Councillors slam mobile library
CLARENCE Valley councillors have turned their sights onto the mobile library service, claiming the $148,000 service did not provide value for money.
At Tuesday's Clarence Valley Council environment, planning and community meeting, councillors discussed a proposal to reduce costs of the service by using a smaller vehicle and reducing the number of stops it made to its users in outlying areas of the Valley.
Cr Arthur Lysaught was critical of the costs of the service, considering so many now had access to the "digital highway".
He said spending $148,000 on the 1200 to 1250 mobile library members came in at around $30 a visit and asked if council had done due diligence on the service.
He was also worried proposed cuts to the service would drive down the number of members and increase the cost per member to $50 a visit.
The director of environment, planning and community Des Schroder said the smaller vehicle, and reduced stops would bring the cost per visit to around $20.

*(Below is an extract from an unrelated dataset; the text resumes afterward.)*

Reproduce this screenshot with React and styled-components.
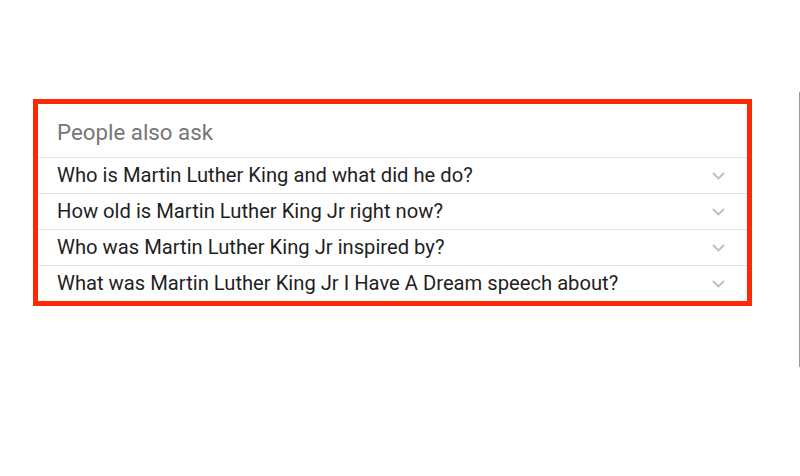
import React from "react";
import styled, { createGlobalStyle } from "styled-components";

const Global = createGlobalStyle`
  html, body { margin: 0; padding: 0; background: #ffffff; }
  body { font-family: Roboto, "Liberation Sans", Arial, sans-serif; }
`;

const Page = styled.div`
  display: flex;
  width: 800px;
  height: 476px;
  background: #ffffff;
`;

const Main = styled.main`
  flex: 1;
  padding: 99px 0 0 33px;
`;

const SideRule = styled.div`
  width: 1px;
  height: 275px;
  margin-top: 92px;
  background: #9a9a9a;
`;

const Card = styled.section`
  box-sizing: border-box;
  width: 719px;
  border: 5px solid #fe2a06;
  background: #ffffff;
  display: flex;
  flex-direction: column;
`;

const Header = styled.h2`
  box-sizing: border-box;
  margin: 0;
  height: 53px;
  padding: 3px 0 0 19px;
  display: flex;
  align-items: center;
  font-family: Roboto, "Liberation Sans", Arial, sans-serif;
  font-weight: 400;
  font-size: 22.3px;
  color: #767676;
`;

const Row = styled.div`
  box-sizing: border-box;
  height: 36px;
  border-top: 1px solid #e2e2e2;
  display: flex;
  align-items: center;
  justify-content: space-between;
  padding: 0 22px 0 19px;
`;

const Question = styled.span`
  font-size: 20.2px;
  color: #1f1f1f;
  line-height: 1;
`;

const Chevron = () => (
  <svg width="13" height="8" viewBox="0 0 13 8" fill="none">
    <polyline points="1,1 6.5,6.5 12,1" stroke="#bdbdbd" strokeWidth="1.8" />
  </svg>
);

const questions = [
  "Who is Martin Luther King and what did he do?",
  "How old is Martin Luther King Jr right now?",
  "Who was Martin Luther King Jr inspired by?",
  "What was Martin Luther King Jr I Have A Dream speech about?",
];

export default function App() {
  return (
    <>
      <Global />
      <Page>
        <Main>
          <Card>
            <Header>People also ask</Header>
            {questions.map((q) => (
              <Row key={q}>
                <Question>{q}</Question>
                <Chevron />
              </Row>
            ))}
          </Card>
        </Main>
        <SideRule />
      </Page>
    </>
  );
}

He said the vehicle would cost about $100,000 a year to run and the purchase price would be covered by a grant for mobile library services from the State Government.
Cr Andrew Baker said he would like to see figures without the proposed cuts in the number of stops, but suspected the council would have to "join up to reality".
"When we go with this $30 a visit and then go off to one of the swimming pools and say we cannot afford you at $27 a visit," he said.
"They'll say we don't go to the library, but we want our $27 a visit swimming pool."
The Mayor, Richie Williamson, said the reduction of the library service was shaping as one of the tough decisions that had to be made.
But he pointed out for many of the mobile library service members, this was the only contact they ever had with the council.
"Some of those communities - not all of them certainly - would not see a great deal of interaction with council in some areas," he said.
"They deserve to have at least some service level provided through the mobile library service."
He said the reduction in the number of stops was justifiable and used the experience of his home town of Coutts Crossing as an example.
"The truck stops at the pre-school and then goes to the hall, which is literally across the road, then it drives up to the school hall 700m away. One stop would cater for all of those."